Estonian finmin on car tax: Every additional euro helps state budget

  • 2024-01-18
  • BNS/TBT Staff

TALLINN - Commenting on the Estonian government's decision on Thursday to approve the car tax bill, Finance Minister Mart Vorklaev said that the state budget is in a difficult state and every additional euro helps to fill it.

"We have done serious work on the motor vehicle tax for half a year, met with interest groups and partners. It has been quite a challenge to find solutions that would support environmental goals, bring more money into the state budget and be entirely manageable for our people and companies. Many thanks to all supporters and contributors," Vorklaev said.

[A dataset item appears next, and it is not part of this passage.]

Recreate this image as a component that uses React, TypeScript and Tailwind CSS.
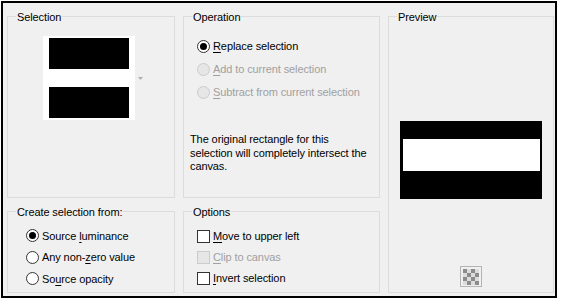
import type { ReactNode } from 'react'

const font = { fontFamily: '"Liberation Sans", Arial, sans-serif' }

function GroupBox({
  title,
  className,
  children,
}: {
  title: string
  className: string
  children?: ReactNode
}) {
  return (
    <div className={`relative border border-[#dcdcdc] ${className}`}>
      <span className="absolute left-[8px] top-[-7px] bg-[#f0f0f0] px-[1px] leading-[14px] text-black">
        {title}
      </span>
      {children}
    </div>
  )
}

function Radio({ checked, disabled }: { checked?: boolean; disabled?: boolean }) {
  return (
    <span
      className={`flex h-[13px] w-[13px] shrink-0 items-center justify-center rounded-full border ${
        disabled ? 'border-[#cccccc] bg-[#e6e6e6]' : 'border-[#333333] bg-white'
      }`}
    >
      {checked && <span className="h-[7px] w-[7px] rounded-full bg-black" />}
    </span>
  )
}

function Check({ disabled }: { disabled?: boolean }) {
  return (
    <span
      className={`h-[13px] w-[13px] shrink-0 border ${
        disabled ? 'border-[#cccccc] bg-[#e6e6e6]' : 'border-[#333333] bg-white'
      }`}
    />
  )
}

// label with one underlined access key
function Label({ text, at, disabled }: { text: string; at: number; disabled?: boolean }) {
  return (
    <span className={`whitespace-nowrap ${disabled ? 'text-[#a0a0a0]' : 'text-black'}`}>
      {text.slice(0, at)}
      <span className="underline underline-offset-[2px]">{text[at]}</span>
      {text.slice(at + 1)}
    </span>
  )
}

export default function App() {
  return (
    <div
      className="h-[304px] w-[563px] bg-white pl-[1px] pt-[1px] text-[11px] tracking-[-0.1px]"
      style={font}
    >
      <div className="flex h-[297px] w-[556px] gap-[8px] border-2 border-black bg-[#f0f0f0] pb-[3px] pl-[4px] pr-[1px] pt-[13px]">
        {/* Left column */}
        <div className="flex w-[168px] flex-col gap-[13px]">
          <GroupBox title="Selection" className="h-[182px]">
            <div className="ml-[35px] mt-[19px] flex items-center gap-[3px]">
              <div className="flex h-[84px] w-[92px] flex-col bg-white px-[6px] py-[2px]">
                <div className="h-[31px] bg-black" />
                <div className="h-[18px]" />
                <div className="h-[31px] bg-black" />
              </div>
              <svg width="5" height="3" viewBox="0 0 5 3">
                <path d="M0 0 L2.5 3 L5 0 Z" fill="#b0b0b0" />
              </svg>
            </div>
          </GroupBox>
          <GroupBox title="Create selection from:" className="h-[82px]">
            <div className="flex flex-col pl-[18px] pt-[13px]">
              <div className="flex h-[21.5px] items-center gap-[3px]">
                <Radio checked />
                <Label text="Source luminance" at={7} />
              </div>
              <div className="flex h-[21.5px] items-center gap-[3px]">
                <Radio />
                <Label text="Any non-zero value" at={8} />
              </div>
              <div className="flex h-[21.5px] items-center gap-[3px]">
                <Radio />
                <Label text="Source opacity" at={2} />
              </div>
            </div>
          </GroupBox>
        </div>

        {/* Middle column */}
        <div className="flex w-[197px] flex-col gap-[13px]">
          <GroupBox title="Operation" className="h-[182px]">
            <div className="flex flex-col pl-[13px] pt-[18px]">
              <div className="flex h-[23px] items-center gap-[3px]">
                <Radio checked />
                <Label text="Replace selection" at={0} />
              </div>
              <div className="flex h-[23px] items-center gap-[3px]">
                <Radio disabled />
                <Label text="Add to current selection" at={0} disabled />
              </div>
              <div className="flex h-[23px] items-center gap-[3px]">
                <Radio disabled />
                <Label text="Subtract from current selection" at={0} disabled />
              </div>
            </div>
            <p className="ml-[6px] mt-[29px] whitespace-nowrap leading-[13.5px] text-black">
              The original rectangle for this
              <br />
              selection will completely intersect the
              <br />
              canvas.
            </p>
          </GroupBox>
          <GroupBox title="Options" className="h-[82px]">
            <div className="flex flex-col pl-[13px] pt-[14px]">
              <div className="flex h-[21px] items-center gap-[3px]">
                <Check />
                <Label text="Move to upper left" at={0} />
              </div>
              <div className="flex h-[21px] items-center gap-[3px]">
                <Check disabled />
                <Label text="Clip to canvas" at={0} disabled />
              </div>
              <div className="flex h-[21px] items-center gap-[3px]">
                <Check />
                <Label text="Invert selection" at={0} />
              </div>
            </div>
          </GroupBox>
        </div>

        {/* Preview */}
        <GroupBox title="Preview" className="h-[277px] w-[166px]">
          <div className="ml-[11px] mt-[104px] h-[78px] w-[142px] bg-black pl-[3px] pt-[18px]">
            <div className="h-[32px] w-[137px] bg-white" />
          </div>
          <div className="ml-[71px] mt-[67px] flex h-[21px] w-[22px] items-center justify-center border border-[#b4b4b4] bg-[#f0f0f0]">
            <svg width="16" height="16" viewBox="0 0 16 16">
              <rect width="16" height="16" fill="#dcdcdc" />
              <rect x="0" y="0" width="4" height="4" fill="#8c8c8c" />
              <rect x="8" y="0" width="4" height="4" fill="#8c8c8c" />
              <rect x="4" y="4" width="4" height="4" fill="#8c8c8c" />
              <rect x="12" y="4" width="4" height="4" fill="#8c8c8c" />
              <rect x="0" y="8" width="4" height="4" fill="#8c8c8c" />
              <rect x="8" y="8" width="4" height="4" fill="#8c8c8c" />
              <rect x="4" y="12" width="4" height="4" fill="#8c8c8c" />
              <rect x="12" y="12" width="4" height="4" fill="#8c8c8c" />
            </svg>
          </div>
        </GroupBox>
      </div>
    </div>
  )
}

He added that the main purpose of the motor vehicle tax is still to reduce car use, especially in cities, to increase economical mobility and to direct people to more environmentally friendly vehicles.

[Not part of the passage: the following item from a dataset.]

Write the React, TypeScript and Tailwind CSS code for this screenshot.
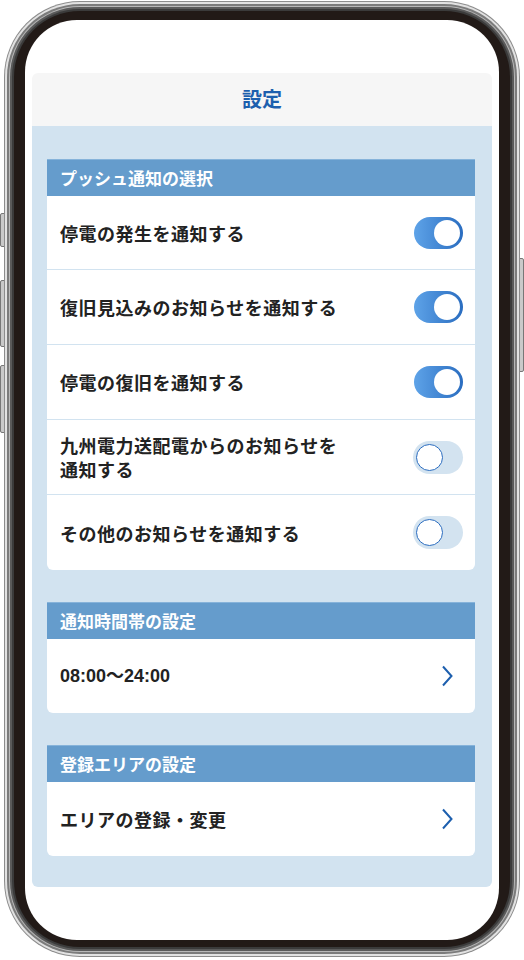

"The Estonian car fleet is almost the most polluting and oldest in Europe in terms of CO2 emissions. If the average age of cars in the EU is 12 years, it is 17 years in Estonia. According to new passenger car registrations, as of 2022, the most polluting cars were bought in the European Union namely in Estonia. In addition, we have a higher number of vehicles per person than the regional average," the finance minister said.

In addition, as a member of the EU, Estonia has the obligation to fulfill the environmental goals set for the countries.

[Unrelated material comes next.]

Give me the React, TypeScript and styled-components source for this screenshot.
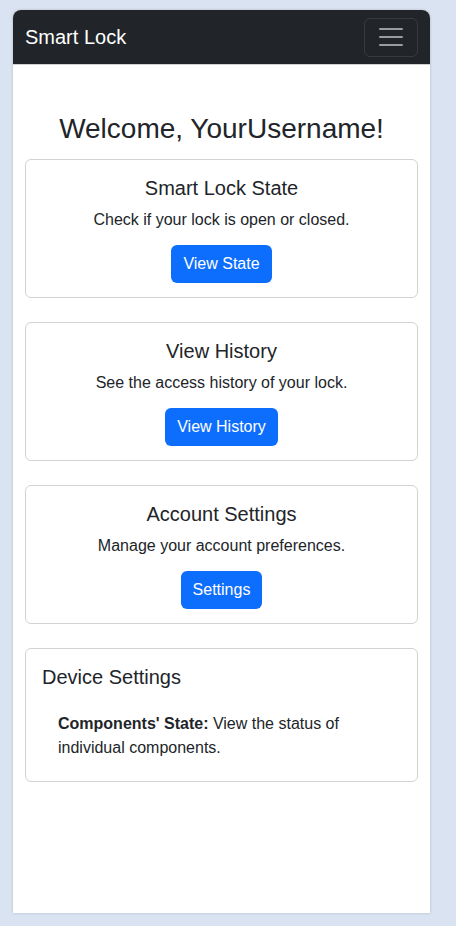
import React from 'react';
import styled, { createGlobalStyle } from 'styled-components';

const GlobalStyle = createGlobalStyle`
  * { box-sizing: border-box; }
  html, body {
    margin: 0;
    padding: 0;
    background: #dae3f1;
    font-family: "Liberation Sans", Arial, sans-serif;
    color: #212529;
  }
`;

const Page = styled.div`
  padding: 10px 26px 13px 13px;
  height: 926px;
`;

const Panel = styled.div`
  height: 903px;
  background: #fff;
  border-radius: 8px 8px 0 0;
  box-shadow: 0 0 3px rgba(0, 0, 0, 0.18);
  overflow: hidden;
  display: flex;
  flex-direction: column;
`;

const Navbar = styled.nav`
  height: 55px;
  flex-shrink: 0;
  background: #212529;
  display: flex;
  align-items: center;
  justify-content: space-between;
  padding: 0 12px;
  border-bottom: 1px solid #d0d0d0;
`;

const Brand = styled.span`
  color: #fff;
  font-size: 20px;
  line-height: 1;
`;

const Toggler = styled.button`
  width: 54px;
  height: 39px;
  background: transparent;
  border: 1px solid rgba(255, 255, 255, 0.1);
  border-radius: 6px;
  display: flex;
  align-items: center;
  justify-content: center;
  padding: 0;
`;

const Container = styled.main`
  padding: 47px 12px 0;
`;

const Heading = styled.h1`
  margin: 0 0 13px;
  font-size: 28px;
  font-weight: 500;
  line-height: 1.2;
  text-align: center;
`;

const Card = styled.section<{ $center?: boolean }>`
  border: 1px solid rgba(0, 0, 0, 0.175);
  border-radius: 6px;
  padding: 16px 16px ${(p) => (p.$center ? 14 : 16)}px;
  margin-bottom: 24px;
  text-align: ${(p) => (p.$center ? 'center' : 'left')};
`;

const CardTitle = styled.h5`
  margin: 0 0 8px;
  font-size: 20px;
  font-weight: 500;
  line-height: 1.2;
`;

const CardText = styled.p`
  margin: 0 0 13px;
  font-size: 16px;
  line-height: 1.5;
`;

const Button = styled.button`
  display: inline-block;
  vertical-align: top;
  height: 38px;
  padding: 0 12px;
  border: none;
  border-radius: 6px;
  background: #0d6efd;
  color: #fff;
  font-family: inherit;
  font-size: 16px;
  cursor: pointer;
`;

const List = styled.ul`
  list-style: none;
  margin: 23px 0 0;
  padding: 0 16px 5px;
`;

const ListItem = styled.li`
  font-size: 16px;
  line-height: 1.5;
`;

const Hamburger = () => (
  <svg width="30" height="30" viewBox="0 0 30 30">
    <path
      d="M4 7h22M4 15h22M4 23h22"
      stroke="rgba(255,255,255,0.55)"
      strokeWidth="2"
      strokeLinecap="round"
    />
  </svg>
);

const cards = [
  { title: 'Smart Lock State', text: 'Check if your lock is open or closed.', action: 'View State' },
  { title: 'View History', text: 'See the access history of your lock.', action: 'View History' },
  { title: 'Account Settings', text: 'Manage your account preferences.', action: 'Settings' },
];

export default function App() {
  return (
    <>
      <GlobalStyle />
      <Page>
        <Panel>
          <Navbar>
            <Brand>Smart Lock</Brand>
            <Toggler aria-label="Toggle navigation">
              <Hamburger />
            </Toggler>
          </Navbar>
          <Container>
            <Heading>Welcome, YourUsername!</Heading>
            {cards.map((c) => (
              <Card $center key={c.title}>
                <CardTitle>{c.title}</CardTitle>
                <CardText>{c.text}</CardText>
                <Button>{c.action}</Button>
              </Card>
            ))}
            <Card>
              <CardTitle>Device Settings</CardTitle>
              <List>
                <ListItem>
                  <strong>Components' State:</strong> View the status of individual components.
                </ListItem>
              </List>
            </Card>
          </Container>
        </Panel>
      </Page>
    </>
  );
}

"If we want to implement green and mobility reforms, make our cities more people-centric and the air cleaner, motor vehicle tax is one of the important steps to achieve this. Every tax brings money to the state budget, from which to finance important expenses for the state. The state budget is in a big deficit and right now every additional euro helps, because we urgently need to increase investments in roads and public transport, among other things," Vorklaev said.

The motor vehicle tax will consist of two parts. The first part is an annual tax paid by the vehicle owner for each vehicle registered in the traffic register. The tax rate for passenger cars will comprise a base amount, a carbon dioxide emissions component, and a gross vehicle weight component.

The second part is a vehicle registration fee, payable prior to the registration of cars and vans in the traffic register. This registration fee aims to influence future car purchase decisions. The formula for the registration fee will have a larger carbon dioxide component to encourage the purchase of vehicles with lower emissions. The amount of the registration fee will also be affected by the age of the vehicle. The age reduction decreases linearly each year until 15 years have passed since the vehicle's initial registration, after which the age coefficient is 0.20.

The tax will make the acquisition and ownership of cars 5-15 percent more expensive than currently. The specific change for a car owner will depend on the type of vehicle owned or planned to be purchased. More polluting and heavier cars will be subject to a higher tax burden. The tax burden decreases as the vehicle ages.

The motor vehicle tax will be collected by the Tax and Customs Board. The registration fee will be collected by the Transport Administration and must be paid before making an entry to the vehicle registrer. The Tax and Customs Board will develop a new motor vehicle tax register in the taxpayers' register. The Transport Administration will make the necessary changes in the traffic register database. Emergency vehicles, vehicles intended for use by people with disabilities, and vehicles of foreign representations, according to international agreements, are exempt from the motor vehicle tax and registration fee.